Supplement to Hauptli's Lecture on Critiques of Anselm's Argument

     Copyright © 2009 Bruce W. Hauptli

There are so many critiques of Anselm's argument that we could not begin to discuss them all without spending the rest of the semester on this topic.  In what follows I highlight some criticisms which point to central difficulties with the argument.  I will orient these critiques around my "eight step" analysis of the argument (though this does not necessarily lead to a list of the critiques in terms of their degree of importance).

(A) In regard to the First Step:

If one doesn't accept Anselm's "definition," the proof of course falls apart.  O.K. Bouwsma maintains that Anselm misinterprets the passage in the Psalms from which he derives the definition:1  "the notion of "greatest" as used [in that context] in praise rather than as a description.  Thus there is a linguistic error in confusing language of praise with language of description."2  That is, Bouwsma contends that the Psalms Anselm refers to praise the transcendent being rather than describe it, and, he contends, it is a linguistic error to interpret praise as a definition.

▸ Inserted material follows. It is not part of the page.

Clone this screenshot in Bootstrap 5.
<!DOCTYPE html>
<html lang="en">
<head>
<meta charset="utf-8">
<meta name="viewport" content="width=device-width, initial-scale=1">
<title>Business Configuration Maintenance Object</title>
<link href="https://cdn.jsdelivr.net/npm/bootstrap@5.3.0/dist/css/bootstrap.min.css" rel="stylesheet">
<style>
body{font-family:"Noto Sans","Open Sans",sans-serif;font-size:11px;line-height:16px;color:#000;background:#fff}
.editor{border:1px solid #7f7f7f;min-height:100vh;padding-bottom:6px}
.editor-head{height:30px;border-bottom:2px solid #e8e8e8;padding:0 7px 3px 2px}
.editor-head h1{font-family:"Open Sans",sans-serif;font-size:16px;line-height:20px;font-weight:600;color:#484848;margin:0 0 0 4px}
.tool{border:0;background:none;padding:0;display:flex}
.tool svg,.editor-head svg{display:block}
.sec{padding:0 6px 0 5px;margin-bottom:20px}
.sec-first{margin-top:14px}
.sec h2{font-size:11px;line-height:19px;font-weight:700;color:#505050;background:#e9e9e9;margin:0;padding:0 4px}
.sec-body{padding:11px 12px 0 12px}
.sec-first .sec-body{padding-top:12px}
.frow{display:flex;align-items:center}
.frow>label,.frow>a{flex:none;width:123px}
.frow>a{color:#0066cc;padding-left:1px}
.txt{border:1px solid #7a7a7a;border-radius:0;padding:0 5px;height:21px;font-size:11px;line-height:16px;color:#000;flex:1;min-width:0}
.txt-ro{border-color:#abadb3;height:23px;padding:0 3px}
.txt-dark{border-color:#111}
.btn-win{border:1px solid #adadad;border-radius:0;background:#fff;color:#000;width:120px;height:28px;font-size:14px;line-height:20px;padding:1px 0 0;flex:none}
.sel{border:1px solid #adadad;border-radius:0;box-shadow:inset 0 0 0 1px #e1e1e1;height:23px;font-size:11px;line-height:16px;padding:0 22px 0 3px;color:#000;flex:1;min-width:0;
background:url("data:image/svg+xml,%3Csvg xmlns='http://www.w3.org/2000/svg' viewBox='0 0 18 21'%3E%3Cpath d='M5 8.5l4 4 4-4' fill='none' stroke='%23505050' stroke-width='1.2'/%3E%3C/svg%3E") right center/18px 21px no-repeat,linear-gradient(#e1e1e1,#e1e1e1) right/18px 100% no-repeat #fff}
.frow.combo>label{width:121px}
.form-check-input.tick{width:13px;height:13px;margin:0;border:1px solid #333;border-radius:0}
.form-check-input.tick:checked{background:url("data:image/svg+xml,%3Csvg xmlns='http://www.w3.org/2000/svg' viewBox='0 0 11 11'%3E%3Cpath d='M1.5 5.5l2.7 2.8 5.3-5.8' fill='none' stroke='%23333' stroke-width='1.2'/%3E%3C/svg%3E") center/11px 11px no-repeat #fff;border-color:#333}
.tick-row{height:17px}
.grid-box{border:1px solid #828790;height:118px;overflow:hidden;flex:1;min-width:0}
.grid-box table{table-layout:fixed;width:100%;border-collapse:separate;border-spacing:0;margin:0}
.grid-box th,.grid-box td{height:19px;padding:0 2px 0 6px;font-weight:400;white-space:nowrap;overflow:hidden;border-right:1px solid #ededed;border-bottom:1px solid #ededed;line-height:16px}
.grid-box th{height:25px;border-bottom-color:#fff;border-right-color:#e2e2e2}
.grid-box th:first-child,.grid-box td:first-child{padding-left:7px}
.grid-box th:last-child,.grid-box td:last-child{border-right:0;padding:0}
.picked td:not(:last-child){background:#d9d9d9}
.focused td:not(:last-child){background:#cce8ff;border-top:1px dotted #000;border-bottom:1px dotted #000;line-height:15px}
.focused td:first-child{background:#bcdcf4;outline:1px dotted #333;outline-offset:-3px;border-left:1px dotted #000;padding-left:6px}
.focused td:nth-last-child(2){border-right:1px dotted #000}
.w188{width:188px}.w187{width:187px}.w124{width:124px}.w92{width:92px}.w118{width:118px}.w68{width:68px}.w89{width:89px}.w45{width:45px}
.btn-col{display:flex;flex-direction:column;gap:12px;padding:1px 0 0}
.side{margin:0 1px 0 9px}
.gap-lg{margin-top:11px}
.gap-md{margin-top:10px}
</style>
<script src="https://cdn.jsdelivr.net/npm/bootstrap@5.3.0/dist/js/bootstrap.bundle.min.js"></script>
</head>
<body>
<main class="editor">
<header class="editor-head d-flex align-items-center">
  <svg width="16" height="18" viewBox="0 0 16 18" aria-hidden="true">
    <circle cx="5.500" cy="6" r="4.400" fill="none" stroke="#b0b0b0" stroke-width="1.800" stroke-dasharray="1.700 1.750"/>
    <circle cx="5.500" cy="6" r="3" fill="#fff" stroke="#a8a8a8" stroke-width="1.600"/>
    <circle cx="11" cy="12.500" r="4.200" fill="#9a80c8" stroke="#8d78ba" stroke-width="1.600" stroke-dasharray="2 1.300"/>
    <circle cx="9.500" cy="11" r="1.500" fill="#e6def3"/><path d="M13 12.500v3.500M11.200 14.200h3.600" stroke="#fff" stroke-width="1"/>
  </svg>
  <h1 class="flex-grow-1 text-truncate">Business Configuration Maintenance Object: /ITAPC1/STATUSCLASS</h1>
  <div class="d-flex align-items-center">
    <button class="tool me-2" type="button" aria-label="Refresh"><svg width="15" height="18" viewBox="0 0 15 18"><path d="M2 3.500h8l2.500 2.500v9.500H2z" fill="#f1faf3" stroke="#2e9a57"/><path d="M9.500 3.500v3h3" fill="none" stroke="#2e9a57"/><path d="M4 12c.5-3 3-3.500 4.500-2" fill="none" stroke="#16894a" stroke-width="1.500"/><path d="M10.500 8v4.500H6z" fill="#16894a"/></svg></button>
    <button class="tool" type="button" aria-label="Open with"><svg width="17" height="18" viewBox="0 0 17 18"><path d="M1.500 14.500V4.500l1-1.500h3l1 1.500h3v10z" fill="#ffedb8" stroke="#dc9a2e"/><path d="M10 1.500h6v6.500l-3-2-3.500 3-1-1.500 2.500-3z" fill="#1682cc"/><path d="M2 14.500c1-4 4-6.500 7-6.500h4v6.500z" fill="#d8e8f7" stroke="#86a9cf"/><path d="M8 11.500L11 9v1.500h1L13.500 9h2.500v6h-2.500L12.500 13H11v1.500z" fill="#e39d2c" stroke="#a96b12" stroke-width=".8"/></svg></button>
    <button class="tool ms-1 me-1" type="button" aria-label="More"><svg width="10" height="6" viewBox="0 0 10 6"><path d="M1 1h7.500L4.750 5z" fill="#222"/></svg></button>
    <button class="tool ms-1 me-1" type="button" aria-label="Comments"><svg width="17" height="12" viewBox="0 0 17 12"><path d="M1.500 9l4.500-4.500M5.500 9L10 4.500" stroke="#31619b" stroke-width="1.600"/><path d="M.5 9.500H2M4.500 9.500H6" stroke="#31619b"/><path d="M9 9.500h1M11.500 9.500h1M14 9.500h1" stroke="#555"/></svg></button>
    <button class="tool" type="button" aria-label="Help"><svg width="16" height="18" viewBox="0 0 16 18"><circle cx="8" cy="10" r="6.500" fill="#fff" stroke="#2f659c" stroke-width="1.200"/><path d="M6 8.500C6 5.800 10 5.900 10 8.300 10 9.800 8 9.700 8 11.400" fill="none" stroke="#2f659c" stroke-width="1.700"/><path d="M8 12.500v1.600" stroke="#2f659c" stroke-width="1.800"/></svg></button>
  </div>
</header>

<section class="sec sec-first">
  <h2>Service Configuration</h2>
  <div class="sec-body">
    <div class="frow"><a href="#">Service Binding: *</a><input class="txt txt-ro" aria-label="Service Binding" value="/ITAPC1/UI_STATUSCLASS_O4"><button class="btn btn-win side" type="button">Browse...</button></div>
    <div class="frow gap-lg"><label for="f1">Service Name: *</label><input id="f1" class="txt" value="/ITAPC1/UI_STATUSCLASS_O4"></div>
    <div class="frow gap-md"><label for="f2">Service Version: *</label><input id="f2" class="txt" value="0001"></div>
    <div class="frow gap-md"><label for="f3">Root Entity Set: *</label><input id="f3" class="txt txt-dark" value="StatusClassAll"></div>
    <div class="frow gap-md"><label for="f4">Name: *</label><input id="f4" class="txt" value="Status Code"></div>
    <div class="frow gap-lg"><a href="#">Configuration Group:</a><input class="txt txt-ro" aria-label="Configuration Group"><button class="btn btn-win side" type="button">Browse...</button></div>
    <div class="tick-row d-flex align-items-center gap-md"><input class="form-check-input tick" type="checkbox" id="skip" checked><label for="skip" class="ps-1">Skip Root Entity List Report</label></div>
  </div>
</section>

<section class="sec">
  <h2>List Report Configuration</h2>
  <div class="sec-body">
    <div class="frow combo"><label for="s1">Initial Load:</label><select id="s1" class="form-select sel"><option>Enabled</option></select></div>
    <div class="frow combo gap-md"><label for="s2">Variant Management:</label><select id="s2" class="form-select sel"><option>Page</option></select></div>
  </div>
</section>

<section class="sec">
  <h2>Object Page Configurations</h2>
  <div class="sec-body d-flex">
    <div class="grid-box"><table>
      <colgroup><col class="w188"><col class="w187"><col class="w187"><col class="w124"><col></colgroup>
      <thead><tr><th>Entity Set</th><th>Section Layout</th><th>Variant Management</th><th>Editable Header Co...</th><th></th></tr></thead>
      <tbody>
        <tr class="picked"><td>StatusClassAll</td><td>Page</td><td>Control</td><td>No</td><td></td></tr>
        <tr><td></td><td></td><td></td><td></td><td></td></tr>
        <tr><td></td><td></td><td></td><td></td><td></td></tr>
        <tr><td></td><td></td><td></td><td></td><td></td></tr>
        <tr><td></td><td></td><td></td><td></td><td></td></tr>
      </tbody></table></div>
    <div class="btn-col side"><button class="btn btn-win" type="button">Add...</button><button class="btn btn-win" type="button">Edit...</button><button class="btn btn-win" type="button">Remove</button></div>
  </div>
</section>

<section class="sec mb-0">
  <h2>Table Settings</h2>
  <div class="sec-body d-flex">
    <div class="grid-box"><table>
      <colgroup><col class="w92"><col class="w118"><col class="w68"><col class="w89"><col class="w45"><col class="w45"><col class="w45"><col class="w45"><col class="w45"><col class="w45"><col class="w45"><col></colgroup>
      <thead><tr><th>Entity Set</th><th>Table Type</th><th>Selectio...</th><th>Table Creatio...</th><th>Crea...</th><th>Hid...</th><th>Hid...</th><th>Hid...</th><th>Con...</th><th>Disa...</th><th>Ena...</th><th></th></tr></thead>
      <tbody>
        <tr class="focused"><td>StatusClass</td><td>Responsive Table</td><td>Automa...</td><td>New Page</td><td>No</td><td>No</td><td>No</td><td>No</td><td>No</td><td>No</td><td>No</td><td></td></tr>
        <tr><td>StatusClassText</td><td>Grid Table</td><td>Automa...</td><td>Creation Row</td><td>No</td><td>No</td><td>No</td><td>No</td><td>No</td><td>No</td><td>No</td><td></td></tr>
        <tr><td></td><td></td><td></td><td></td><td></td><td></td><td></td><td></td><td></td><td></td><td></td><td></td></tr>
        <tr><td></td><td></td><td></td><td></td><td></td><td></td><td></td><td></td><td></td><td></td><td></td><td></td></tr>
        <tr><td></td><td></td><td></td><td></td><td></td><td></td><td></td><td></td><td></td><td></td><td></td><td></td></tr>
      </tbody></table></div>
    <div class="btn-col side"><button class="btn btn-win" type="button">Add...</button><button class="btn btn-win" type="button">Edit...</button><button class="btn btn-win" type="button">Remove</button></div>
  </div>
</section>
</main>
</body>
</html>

In his "The Search for Certainty," Hans Reichenbach offers a different sort of critique of the first step when he maintains that:

the premise, in fact, is analytic, because every definition is.3 Since the statement of God's existence is synthetic,4 the inference represents a trick by which a synthetic conclusion is derived from an analytic premise.
  The fallacious nature of this inference is easily seen from its absurd consequences.  If it is permissible to derive existence from a definition, we could demonstrate the existence of a cat with three tails by defining such an animal as a cat which has three tails and which exists.  Logically speaking, the fallacy consists in a confusion of universals with particulars.  From the definition we can only infer that universal statement that if something is a cat with three tails it exists, which is a true statement.  But the particular statement that there is a cat with three tails cannot be derived.  Similarly, we can infer from Anselm's definition only the statement that if something is an infinitely perfect being it exists, but not that there is such a being.5
Of course we need to recognize that Anselm himself would draw our attention to the fact that he begins “in faith,” and thus he has not doubt that his “definition” is solidly and objectively based, it is nonetheless true that a “necessary truth” may merely be a truth about definitions, concepts, etc., and thus it tells us nothing about existence (let alone telling us anything about “necessary existence”).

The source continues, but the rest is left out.